Don’t be tempted to skimp on art; it can be incorporated into your history studies. On of the main purposes of art is to communicate ideas. Art is an easy medium for children to understand and you can begin teaching worldview using picture study with very young children. Using a visual medium to help them consider ideas is good training in discerning worldview. Don’t just leave it at the artwork, but also study the artist and their life. Compare the work of Christian artists to that of non-Christian artists.
When studying art with older children, study the art of whole civilizations, e.g. Egyptian art remained the same for thousands of years. Why?
e.g. Mesopotamian art consisted of large monuments, large repetitive patterns and wall murals, scenes of battle and taking their enemies captive, etc. This communicated power, intimidation and awe, using art as a form of propaganda.

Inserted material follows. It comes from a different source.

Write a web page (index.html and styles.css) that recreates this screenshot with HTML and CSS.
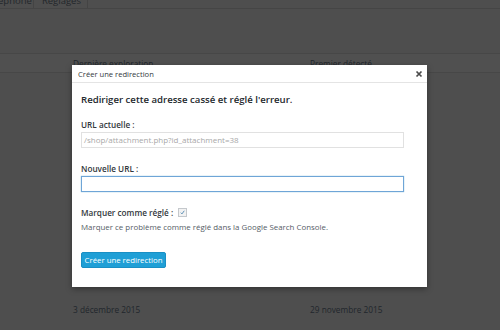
FILE: index.html
```html
<!DOCTYPE html>
<html lang="fr">
<head>
<meta charset="utf-8">
<title>Créer une redirection</title>
<link rel="stylesheet" href="styles.css">
</head>
<body>
<div class="page">
  <div class="tabs">
    <div class="tab tab-first">Autre téléphone</div>
    <div class="tab">Réglages</div>
  </div>
  <div class="table">
    <div class="row row-head">
      <div class="cell cell-a">Dernière exploration</div>
      <div class="cell cell-b">Premier détecté</div>
    </div>
    <div class="row row-body"></div>
    <div class="row row-date">
      <div class="cell cell-a">3 décembre 2015</div>
      <div class="cell cell-b">29 novembre 2015</div>
    </div>
  </div>
</div>

<div class="modal">
  <div class="modal-head">
    <span class="modal-title">Créer une redirection</span>
    <svg class="modal-close" viewBox="0 0 8 8" width="8" height="8"><path d="M1.5 1.5 L6.5 6.5 M6.5 1.5 L1.5 6.5" stroke="#4a4a4a" stroke-width="1.7" fill="none"/></svg>
  </div>
  <div class="modal-body">
    <h2 class="heading">Rediriger cette adresse cassé et réglé l'erreur.</h2>
    <div class="label">URL actuelle :</div>
    <div class="input input-readonly">/shop/attachment.php?id_attachment=38</div>
    <div class="label label-gap">Nouvelle URL :</div>
    <div class="input input-focus"></div>
    <div class="label label-gap check-row">Marquer comme réglé : <span class="checkbox"><svg viewBox="0 0 8 8" width="7" height="7"><path d="M2 4.2 L3.4 5.6 L6 2" fill="none" stroke="#5b8fb5" stroke-width="1.1"/></svg></span></div>
    <div class="desc">Marquer ce problème comme réglé dans la Google Search Console.</div>
    <div class="button">Créer une redirection</div>
  </div>
</div>
</body>
</html>
```

FILE: styles.css
```css
html, body {
  margin: 0;
  padding: 0;
}
body {
  width: 500px;
  height: 330px;
  overflow: hidden;
  background: #4e4e4e;
  font-family: "Open Sans", "DejaVu Sans", sans-serif;
  position: relative;
}
.page {
  display: flex;
  flex-direction: column;
}
.tabs {
  height: 8px;
  border-bottom: 1px solid #454545;
  display: flex;
  align-items: flex-end;
  overflow: hidden;
}
.tab {
  font-size: 9.5px;
  line-height: 11px;
  color: #23272b;
  padding: 0 6px 3px 8px;
  border-right: 1px solid #444;
  height: 11px;
  margin-bottom: -1px;
}
.tab-first {
  margin-left: -48px;
  padding-right: 1px;
}
.table {
  display: flex;
  flex-direction: column;
  margin-top: 44px;
}
.row {
  display: flex;
}
.row-head {
  height: 18px;
  align-items: center;
  border-top: 1px solid #474747;
  border-bottom: 1px solid #474747;
  background: #505050;
}
.row-body {
  height: 226px;
}
.row-date {
  height: 20px;
  align-items: center;
}
.cell {
  font-size: 8.3px;
  color: #21262c;
}
.cell-a {
  padding-left: 73px;
  width: 237px;
}
.cell-b {
  padding-left: 0;
}

.modal {
  position: absolute;
  left: 72px;
  top: 65px;
  width: 355px;
  height: 222px;
  background: #fff;
  box-shadow: 0 2px 6px rgba(0,0,0,0.35);
  display: flex;
  flex-direction: column;
}
.modal-head {
  height: 17px;
  border-bottom: 1px solid #e4e4e4;
  display: flex;
  align-items: center;
  justify-content: space-between;
  padding: 0 4px 0 6px;
}
.modal-title {
  font-size: 7.6px;
  color: #32373c;
}
.modal-close {
  display: block;
}
.modal-body {
  padding: 9px 9px 0 9px;
  display: flex;
  flex-direction: column;
  align-items: flex-start;
}
.heading {
  margin: 0;
  font-size: 9.6px;
  font-weight: 600;
  line-height: 15px;
  color: #23282d;
}
.label {
  margin-top: 11.5px;
  font-size: 8.2px;
  font-weight: 600;
  line-height: 12px;
  color: #32373c;
}
.label-gap {
  margin-top: 15px;
}
.input {
  margin-top: 1px;
  width: 319px;
  height: 14px;
  border: 1px solid #e1e1e1;
  font-size: 8px;
  line-height: 14px;
  padding: 0 0 0 2px;
  color: #a8a8a8;
  box-sizing: content-box;
}
.input-focus {
  border-color: #6fa5d7;
  box-shadow: 0 0 1px rgba(30,140,190,0.6);
}
.check-row {
  display: flex;
  align-items: center;
}
.checkbox {
  margin-left: 5px;
  width: 7px;
  height: 7px;
  border: 1px solid #c4c8cc;
  background: #f2f2f2;
  display: flex;
  align-items: center;
  justify-content: center;
  overflow: hidden;
}
.desc {
  margin-top: 2.5px;
  font-size: 7.9px;
  line-height: 12px;
  color: #555d66;
}
.button {
  margin-top: 18.5px;
  width: 85px;
  height: 16px;
  box-sizing: border-box;
  background: #1f9fd6;
  border: 1px solid #1a8fc4;
  border-radius: 2px;
  color: #fff;
  font-size: 7.8px;
  line-height: 14px;
  text-align: center;
}
```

The art of whole civilizations communicates their worldview – their perspective on what they thought was important, beautiful and authoritative.
Learn to Appreciate Beauty and Cultivate It
If culture is religion externalised, don’t we want to externalise the beauty of God? Spending time creating, appreciating and promoting that which is beautiful will improve our culture and reflect our belief that our God is beautiful. Beauty should go hand in hand with utility, however utility on its own will cause culture to go backwards (there is no neutrality with culture).
e.g. Some parents and teachers believe that teaching cursive writing is a waste of time since the child will revert to their own style anyway as they get older. We need to appreciate the value of skills that produce beauty. We are working on building Christian culture, not utilitarianism.
To sum things up three words to remember that will help us as we consider the building of Christian culture are beauty, goodness and truth.
And lastly, a little quote for encouragement... There are those who make things happen, those who watch things happen, and those who wonder what happened.
As home educators, we have a brilliant opportunity to be some of those who make things happen.